(Sky & Telescope Aug. 7) - The Perseid meteor shower, an annual celestial event beloved by millions of skywatchers around the world, returns to the night sky this coming week. But moonlight will interfere somewhat with the view.
Sky & Telescope magazine predicts that the Perseid shower will reach its peak late on Friday and Saturday nights, August 11-12 and 12-13 (for viewers in North America). The rate of activity should pick up after midnight until the first light of dawn.
You'll need no equipment but your eyes. The moonlight in the sky will hide the fainter meteors, and so will artificial light pollution, but the brightest meteors should still show through.
Find a dark spot with a wide-open view of the sky. Bring a reclining lawn chair and a sleeping bag; the bag not only provides warmth against the late-night chill but also serves as mosquito armor in this era of West Nile virus. Cover your remaining exposed parts (including hair and clothing) with an effective mosquito repellent.
"Go out after about 11 or midnight or so, lie back, and gaze up at the stars," says Sky & Telescope senior editor Alan MacRobert. "Relax, be patient, keep the Moon out of sight, and let your eyes adapt to the dark. With a little luck you'll see a 'shooting star' every few minutes on average."
Perseids can appear anywhere and everywhere in the sky. So the best direction to watch is wherever your sky is darkest. Faint Perseids appear as tiny, quick streaks. Occasional brighter ones may sail across the heavens for several seconds and leave a brief train of glowing smoke.
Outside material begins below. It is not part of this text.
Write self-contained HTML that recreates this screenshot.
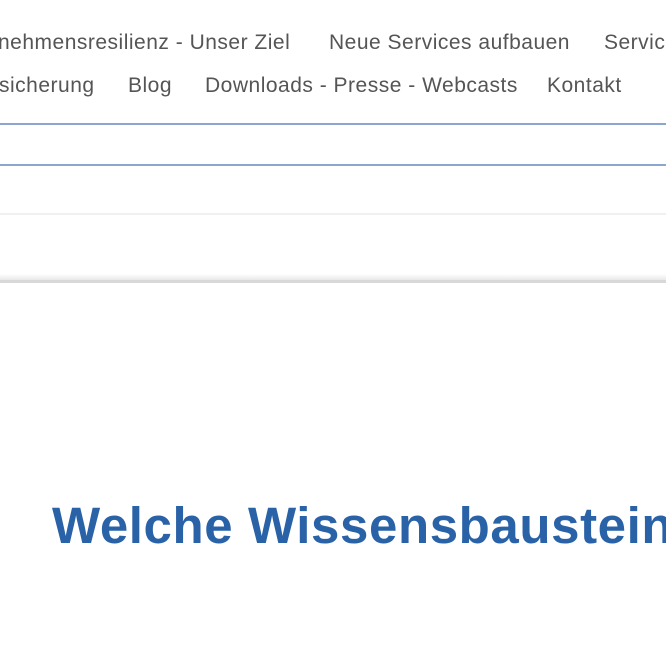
<!DOCTYPE html>
<html><head><meta charset="utf-8"><style>
body{margin:0;width:666px;height:666px;background:#fff;position:relative;overflow:hidden;font-family:"Liberation Sans",sans-serif}
.n{position:absolute;font-size:21px;letter-spacing:0.5px;color:#555;white-space:nowrap;line-height:1}
.l{position:absolute;left:0;width:666px}
h1{position:absolute;left:52px;top:500px;margin:0;font-size:51px;letter-spacing:0.6px;font-weight:bold;color:#2a62a8;white-space:nowrap;line-height:1}
</style></head><body>
<div class="n" style="left:-2px;top:32px">nehmensresilienz - Unser Ziel</div>
<div class="n" style="left:329px;top:32px">Neue Services aufbauen</div>
<div class="n" style="left:604px;top:32px">Services</div>
<div class="n" style="left:-1px;top:75px">sicherung</div>
<div class="n" style="left:128px;top:75px">Blog</div>
<div class="n" style="left:205px;top:75px">Downloads - Presse - Webcasts</div>
<div class="n" style="left:547px;top:75px">Kontakt</div>
<div class="l" style="top:123px;height:2px;background:#8ca6cf"></div>
<div class="l" style="top:164px;height:2px;background:#8ca6cf"></div>
<div class="l" style="top:213px;height:2px;background:#f0f0f0"></div>
<div class="l" style="top:274px;height:6px;background:linear-gradient(#fff,#e8e8e8)"></div>
<div class="l" style="top:280px;height:3px;background:#d8d8d8"></div>
<h1>Welche Wissensbausteine</h1>
</body></html>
If you trace each meteor's direction of flight backward far enough across the sky, you'll find that this imaginary line crosses a spot in the constellation Perseus, near Cassiopeia. This is the shower's radiant, the perspective point from which all the Perseids would appear to come if you could see them approaching from the far distance. The radiant is low in the north-northeast before midnight and rises higher in the northeast during the early-morning hours.
Don't give up if it's cloudy on the peak nights. The shower lasts for about two weeks, with fairly good rates in the predawn hours of August 10 through 15. (The radiant is always low or below the horizon for Southern Hemisphere countries like Australia, New Zealand, and South Africa; therefore few if any Perseids can ever be seen from these regions.)
The Perseid meteoroids are tiny, sand- to pea-size bits of rocky debris that were shed long ago by Comet Swift-Tuttle. This comet, like others, is slowly disintegrating as it orbits the Sun. Over the centuries, its crumbly remains have spread all along its 130-year orbit to form a sparse "river of rubble" hundreds of millions of miles long.
Earth's own path around the Sun carries us through this stream of particles every mid-August. The particles, or meteoroids, are traveling 37 miles per second with respect to Earth at the place where we encounter them. So when one of them strikes the upper atmosphere (about 80 miles up), it creates a quick, white-hot streak of superheated air.
For several years in the early 1990s the Perseids performed spectacularly, flaring with outbursts of up to hundreds of meteors visible per hour. The rubble streams responsible for these outbursts were probably shed during Comet Swift-Tuttle's swing by the Sun in 1862. In recent years, though, the shower has returned to normal.